Sometimes it’s just easier to elope.

Think of the stuff you’ve got to endure just to say “I do” in front of a crowd of people. The invitation list, the invitations, the cake, the band, the menu, the music, the dresses, the tuxes, the decorations, the cookies, the pillow for the little ring bearer – then there’s his mother, her mother, the minister, the paperwork and a million other details.

No wonder some couples say “We won’t” and run off to say “I do” on their own.

When a person from another country wants to go to school or work as a professional in the United States, the hurdles of setting up a big wedding look like a walk through Mister Rogers’ Neighborhood. So sometimes it’s just easier for these folks to look for other alternatives, as well.

A World With Borders

“As an immigration attorney, I need to be an advocate for these individuals and I have to say that this is the worst immigration environment in recent history,” said Ellen Freeman, an immigration attorney with the law firm Buchanan Ingersoll & Rooney. “Changes in the law have been very slow. Big changes took place in 2003, after the fallout of 9/11, but what has happened since has, willingly or unwillingly, created an environment of nativism.

“It’s connected to the economic condition of the country, which fuels these moods,” Freeman said. “We saw the collapse of immigration reform in Washington last summer because congressmen were afraid to support it, even though they realized it was needed.

“There is a huge disconnect between immigrants we don’t want and those we do because they help power the U.S. economy in such a strong way through R&D,” she continued. “The comprehensive immigration reform bill had a very good solution to this issue by extending the ability to work and reside in the U.S. indefinitely. That’s what foreign nationals important to the technology sector covet.”

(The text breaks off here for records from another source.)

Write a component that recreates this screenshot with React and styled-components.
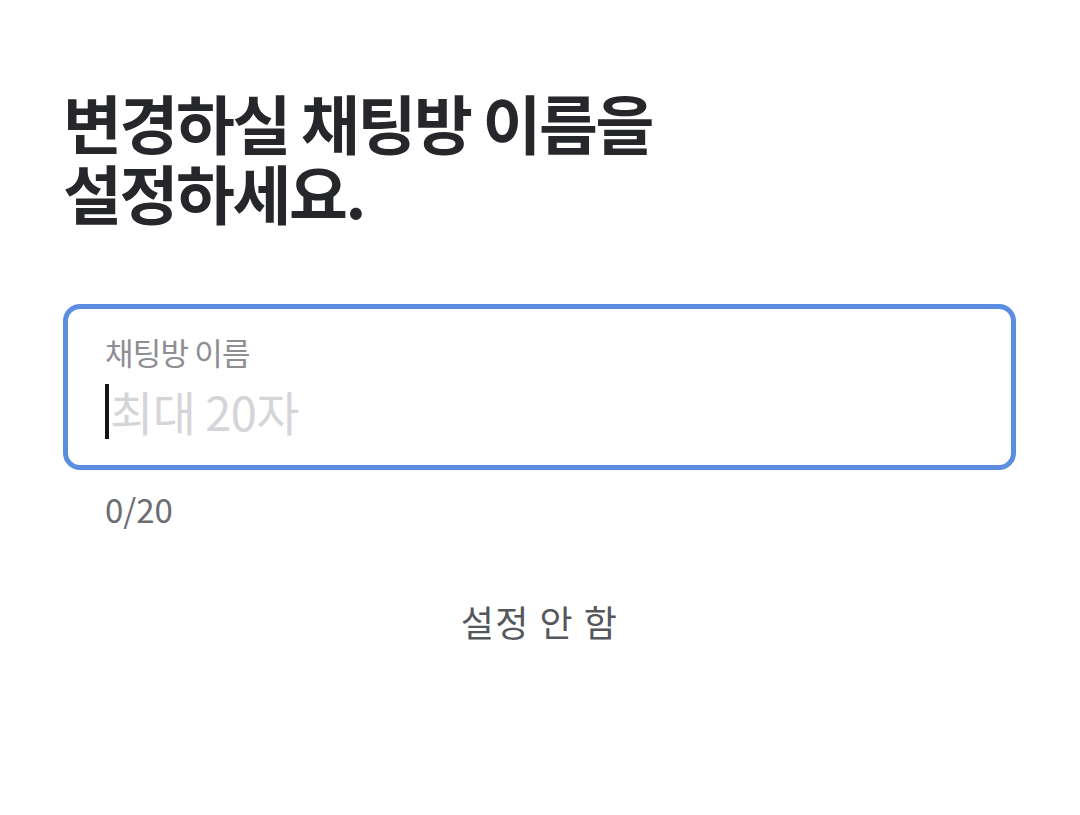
import React, { useState } from 'react';
import styled, { createGlobalStyle } from 'styled-components';

const GlobalStyle = createGlobalStyle`
  html, body {
    margin: 0;
    padding: 0;
    background: #ffffff;
    font-family: "Noto Sans CJK KR", "Noto Sans", sans-serif;
  }
`;

const Page = styled.div`
  width: 1080px;
  height: 815px;
  box-sizing: border-box;
  padding: 86px 64px 0 63px;
  display: flex;
  flex-direction: column;
`;

const Title = styled.h1`
  margin: 0;
  font-size: 64px;
  font-weight: 700;
  letter-spacing: -2.4px;
  color: #26272b;
`;

const TitleLine = styled.span`
  display: block;
  height: 70px;
  line-height: 70px;
`;

const Field = styled.label`
  margin-top: 78px;
  height: 166px;
  box-sizing: border-box;
  border: 5px solid #5b8ee0;
  border-radius: 17px;
  padding: 21px 37px 0;
  display: flex;
  flex-direction: column;
`;

const Label = styled.span`
  font-size: 31px;
  line-height: 44px;
  color: #8e8e93;
  letter-spacing: -0.8px;
`;

const InputRow = styled.div`
  margin-top: 7px;
  display: flex;
  align-items: center;
  height: 60px;
`;

const Caret = styled.span`
  flex: none;
  width: 4px;
  height: 55px;
  margin-right: 1px;
  background: #141414;
`;

const Input = styled.input`
  flex: 1;
  min-width: 0;
  border: none;
  outline: none;
  padding: 0;
  background: transparent;
  font-family: inherit;
  font-size: 47px;
  line-height: 60px;
  height: 60px;
  color: #1c1c1e;
  caret-color: ${(p) => (p.$empty ? 'transparent' : '#111')};
  letter-spacing: -0.6px;
  &::placeholder {
    color: #d5d5d9;
  }
`;

const Counter = styled.div`
  margin-top: 17px;
  padding-left: 42px;
  font-size: 33px;
  line-height: 44px;
  color: #6c6d72;
`;

const SkipButton = styled.button`
  align-self: center;
  margin-top: 65px;
  border: none;
  background: none;
  padding: 0;
  font-family: inherit;
  font-size: 36px;
  line-height: 50px;
  color: #55575d;
  letter-spacing: 1.5px;
  cursor: pointer;
`;

export default function App() {
  const [name, setName] = useState('');
  const empty = name.length === 0;

  return (
    <>
      <GlobalStyle />
      <Page>
        <Title>
          <TitleLine>변경하실 채팅방 이름을</TitleLine>
          <TitleLine>설정하세요.</TitleLine>
        </Title>
        <Field>
          <Label>채팅방 이름</Label>
          <InputRow>
            {empty && <Caret />}
            <Input
              autoFocus
              maxLength={20}
              placeholder="최대 20자"
              value={name}
              $empty={empty}
              onChange={(e) => setName(e.target.value)}
            />
          </InputRow>
        </Field>
        <Counter>{name.length}/20</Counter>
        <SkipButton>설정 안 함</SkipButton>
      </Page>
    </>
  );
}
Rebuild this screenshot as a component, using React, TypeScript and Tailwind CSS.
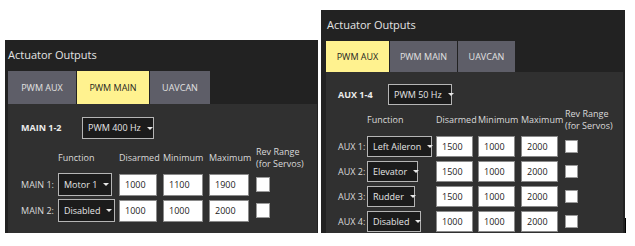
import React from 'react';

function Caret() {
  return (
    <svg width="6" height="3" viewBox="0 0 6 3" className="shrink-0">
      <path d="M0 0h6L3 3z" fill="#e8e8e8" />
    </svg>
  );
}

function Dropdown({ label, className }: { label: string; className: string }) {
  return (
    <div
      className={`flex items-center justify-between gap-[6px] border border-[#b5b5b5] bg-[#1b1b1b] pl-[5px] pr-[6px] text-[#e6e6e6] ${className}`}
    >
      <span className="whitespace-nowrap">{label}</span>
      <Caret />
    </div>
  );
}

function Field({ value, className }: { value: string; className: string }) {
  return (
    <div className={`flex items-center border border-[#8a8a8a] bg-white pl-[5px] text-[#1a1a1a] ${className}`}>
      {value}
    </div>
  );
}

function Check({ className }: { className: string }) {
  return <div className={`border border-[#9a9a9a] bg-white ${className}`} />;
}

function Tab({ label, active, className }: { label: string; active?: boolean; className: string }) {
  return (
    <div
      className={`flex items-center justify-center ${
        active ? 'bg-[#fff28f] text-[#1e1e1e]' : 'bg-[#5e5e68] text-[#e2e2e2]'
      } ${className}`}
    >
      {label}
    </div>
  );
}

const mainRows = [
  { label: 'MAIN 1:', fn: 'Motor 1', fnW: 'w-[54px]', vals: ['1000', '1100', '1900'] },
  { label: 'MAIN 2:', fn: 'Disabled', fnW: 'w-[57px]', vals: ['1000', '1000', '2000'] },
];

const auxRows = [
  { label: 'AUX 1:', fn: 'Left Aileron', fnW: 'w-[65px]', vals: ['1500', '1000', '2000'] },
  { label: 'AUX 2:', fn: 'Elevator', fnW: 'w-[51px]', vals: ['1500', '1000', '2000'] },
  { label: 'AUX 3:', fn: 'Rudder', fnW: 'w-[48px]', vals: ['1500', '1000', '2000'] },
  { label: 'AUX 4:', fn: 'Disabled', fnW: 'w-[54px]', vals: ['1000', '1000', '2000'] },
];

function Headers() {
  return (
    <>
      <span />
      <span>Function</span>
      <span className="whitespace-nowrap">Disarmed</span>
      <span className="whitespace-nowrap">Minimum</span>
      <span className="whitespace-nowrap">Maximum</span>
      <div className="flex flex-col leading-[12px] whitespace-nowrap">
        <span>Rev Range</span>
        <span>(for Servos)</span>
      </div>
    </>
  );
}

export default function App() {
  return (
    <div className="flex h-[246px] w-[635px] items-start bg-white font-['Open_Sans',sans-serif] text-[9px] text-[#dadada]">
      {/* PWM MAIN panel */}
      <div className="ml-[5px] mt-[40px] flex h-[193px] w-[313px] flex-col bg-[#222222] pl-[3px] pr-[1px]">
        <div className="flex h-[31px] items-center text-[11px] text-[#e4e4e4]">Actuator Outputs</div>
        <div className="flex h-[33px] gap-px">
          <Tab label="PWM AUX" className="w-[68px]" />
          <Tab label="PWM MAIN" active className="w-[72px]" />
          <Tab label="UAVCAN" className="w-[60px]" />
        </div>
        <div className="flex-1 bg-[#303030] pl-[12px] pt-[13px]">
          <div className="flex items-center">
            <span className="w-[62px] pl-px font-bold text-[#ececec]">MAIN 1-2</span>
            <Dropdown label="PWM 400 Hz" className="h-[22px] w-[72px]" />
          </div>
          <div className="mt-[7px] grid grid-cols-[38px_61px_44px_46px_47px_auto] grid-rows-[24px_23px_23px] items-center gap-y-[3px]">
            <Headers />
            {mainRows.map((r) => (
              <React.Fragment key={r.label}>
                <span className="pr-[4px] text-right whitespace-nowrap">{r.label}</span>
                <Dropdown label={r.fn} className={`h-[23px] ${r.fnW}`} />
                <Field value={r.vals[0]} className="h-[22px] w-[38px]" />
                <Field value={r.vals[1]} className="h-[22px] w-[40px]" />
                <Field value={r.vals[2]} className="h-[22px] w-[40px]" />
                <Check className="h-[15px] w-[14px]" />
              </React.Fragment>
            ))}
          </div>
        </div>
      </div>

      {/* PWM AUX panel */}
      <div className="ml-[3px] mt-[10px] flex h-[223px] w-[304px] flex-col bg-[#222222] pl-[5px] pr-[2px]">
        <div className="flex h-[31px] items-center pl-px text-[11px] text-[#e4e4e4]">Actuator Outputs</div>
        <div className="flex h-[31px] gap-px">
          <Tab label="PWM AUX" active className="w-[63px]" />
          <Tab label="PWM MAIN" className="w-[67px]" />
          <Tab label="UAVCAN" className="w-[57px]" />
        </div>
        <div className="flex-1 bg-[#303030] pl-[12px] pt-[12px]">
          <div className="flex items-center">
            <span className="w-[50px] font-bold text-[#ececec]">AUX 1-4</span>
            <Dropdown label="PWM 50 Hz" className="h-[21px] w-[64px]" />
          </div>
          <div className="mt-[3px] grid grid-cols-[29px_69px_42px_43px_44px_auto] grid-rows-[24px_21px_21px_21px_21px] items-center gap-y-[4px]">
            <Headers />
            {auxRows.map((r) => (
              <React.Fragment key={r.label}>
                <span className="pr-[4px] text-right whitespace-nowrap">{r.label}</span>
                <Dropdown label={r.fn} className={`h-[21px] ${r.fnW}`} />
                <Field value={r.vals[0]} className="h-[21px] w-[37px]" />
                <Field value={r.vals[1]} className="h-[21px] w-[37px]" />
                <Field value={r.vals[2]} className="h-[21px] w-[37px]" />
                <Check className="h-[13px] w-[13px]" />
              </React.Fragment>
            ))}
          </div>
        </div>
      </div>
      <div className="mt-[218px] h-[15px] w-px bg-black" />
    </div>
  );
}
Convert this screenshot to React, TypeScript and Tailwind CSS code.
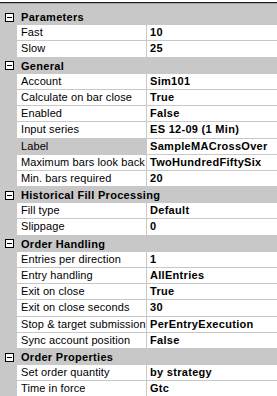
type Prop = { name: string; value: string; selected?: boolean }
type Category = { title: string; props: Prop[] }

const categories: Category[] = [
  {
    title: 'Parameters',
    props: [
      { name: 'Fast', value: '10' },
      { name: 'Slow', value: '25' }
    ]
  },
  {
    title: 'General',
    props: [
      { name: 'Account', value: 'Sim101' },
      { name: 'Calculate on bar close', value: 'True' },
      { name: 'Enabled', value: 'False' },
      { name: 'Input series', value: 'ES 12-09 (1 Min)' },
      { name: 'Label', value: 'SampleMACrossOver', selected: true },
      { name: 'Maximum bars look back', value: 'TwoHundredFiftySix' },
      { name: 'Min. bars required', value: '20' }
    ]
  },
  {
    title: 'Historical Fill Processing',
    props: [
      { name: 'Fill type', value: 'Default' },
      { name: 'Slippage', value: '0' }
    ]
  },
  {
    title: 'Order Handling',
    props: [
      { name: 'Entries per direction', value: '1' },
      { name: 'Entry handling', value: 'AllEntries' },
      { name: 'Exit on close', value: 'True' },
      { name: 'Exit on close seconds', value: '30' },
      { name: 'Stop & target submission', value: 'PerEntryExecution' },
      { name: 'Sync account position', value: 'False' }
    ]
  },
  {
    title: 'Order Properties',
    props: [
      { name: 'Set order quantity', value: 'by strategy' },
      { name: 'Time in force', value: 'Gtc' }
    ]
  }
]

function MinusBox() {
  return (
    <svg width="9" height="9" viewBox="0 0 9 9" className="shrink-0">
      <rect x="0.5" y="0.5" width="8" height="8" fill="white" stroke="#000" />
      <line x1="2" y1="4.5" x2="7" y2="4.5" stroke="#000" />
    </svg>
  )
}

export default function App() {
  return (
    <div
      className="w-[277px] h-[396px] overflow-hidden bg-white text-[11px] text-black"
      style={{ fontFamily: '"Liberation Sans", Arial, sans-serif' }}>
      <div className="h-[2px] bg-white" />
      <div className="h-px bg-[#202020]" />
      <div className="h-px bg-[#a0a0a0]" />
      <div className="h-[5px] bg-[#c8c8c8]" />
      {categories.map(cat => (
        <div key={cat.title}>
          <div className="flex h-[16.2px] items-center bg-[#c8c8c8]">
            <div className="ml-[5px] flex">
              <MinusBox />
            </div>
            <span className="ml-[7px] font-bold leading-[16px] tracking-[0.3px]">{cat.title}</span>
          </div>
          {cat.props.map(p => (
            <div key={p.name} className="flex h-[16.2px] gap-px bg-[#c8c8c8] pb-px">
              <div className="w-[16px] shrink-0" />
              <div
                className={
                  'w-[129px] shrink-0 overflow-hidden whitespace-nowrap pl-[4px] leading-[15px] tracking-[0.1px] ' +
                  (p.selected ? 'bg-[#c8c8c8]' : 'bg-white')
                }>
                {p.name}
              </div>
              <div className="flex-1 overflow-hidden whitespace-nowrap bg-white pl-[3px] font-bold leading-[15px] tracking-[0.3px]">
                {p.value}
              </div>
            </div>
          ))}
        </div>
      ))}
      <div className="flex h-4">
        <div className="w-[17px] bg-[#c8c8c8]" />
        <div className="flex-1 bg-white" />
      </div>
    </div>
  )
}
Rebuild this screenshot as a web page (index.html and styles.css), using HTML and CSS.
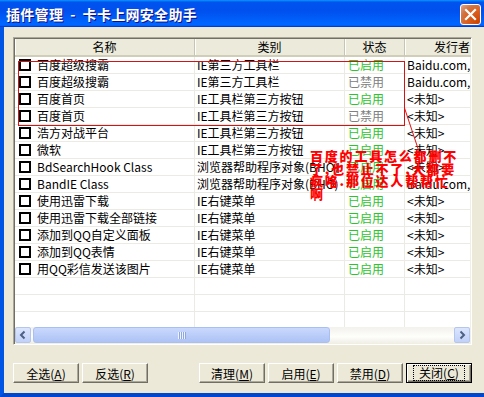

In the same way, technology-based companies covet these individuals because of their talent, skill, and desire to become part of the American economy.

That holds true locally, as well, particularly at the university level and among the many tech-driven startups that flow from those regional centers of research and innovation.

The problem, in a nutshell, comes from federal regulations governing how temporary non-immigrant visas get awarded. But even before they can be awarded, a perhaps larger problem is that so few are made available each year.

“Visa classifications are highly circumscribed, with quotas that are arbitrary and set ridiculously low,” noted Eric Bord, who practices immigration law at the Washington, DC, office of law firm Morgan, Lewis & Bockius. “To bring a skilled person with a bachelor’s degree in with an H-1B visa means they have to apply to get one of only 65,000 of these visas made available each year.

“Because of how that quota is allocated, all applications must be in by April 1 for a specific person in a specific job that cannot be filled until October 1,” Bord explained. “It’s very difficult, and success is further complicated by the fact that there are perhaps four applicants for every available slot – and that’s just for the higher-end people. If you want to bring lower skilled people in it’s also highly bureaucratic. The number of available visas is far below what employers demand.”

Bill Gates Weighs In

No less an authority than Bill Gates of Microsoft has weighed in on this issue. In an op-ed piece that ran in The Washington Post last February, Gates said, in part:

“American competitiveness also requires immigration reforms that reflect the importance of highly skilled foreign-born employees. Demand for specialized technical skills has long exceeded the supply of native-born workers with advanced degrees, and scientists and engineers from other countries fill this gap. This issue has reached a crisis point. Computer science employment is growing by nearly 100,000 jobs annually. But at the same time studies show that there is a dramatic decline in the number of students graduating with computer science degrees. The United States provides 65,000 temporary H-1B visas each year to make up this shortfall – not nearly enough to fill open technical positions.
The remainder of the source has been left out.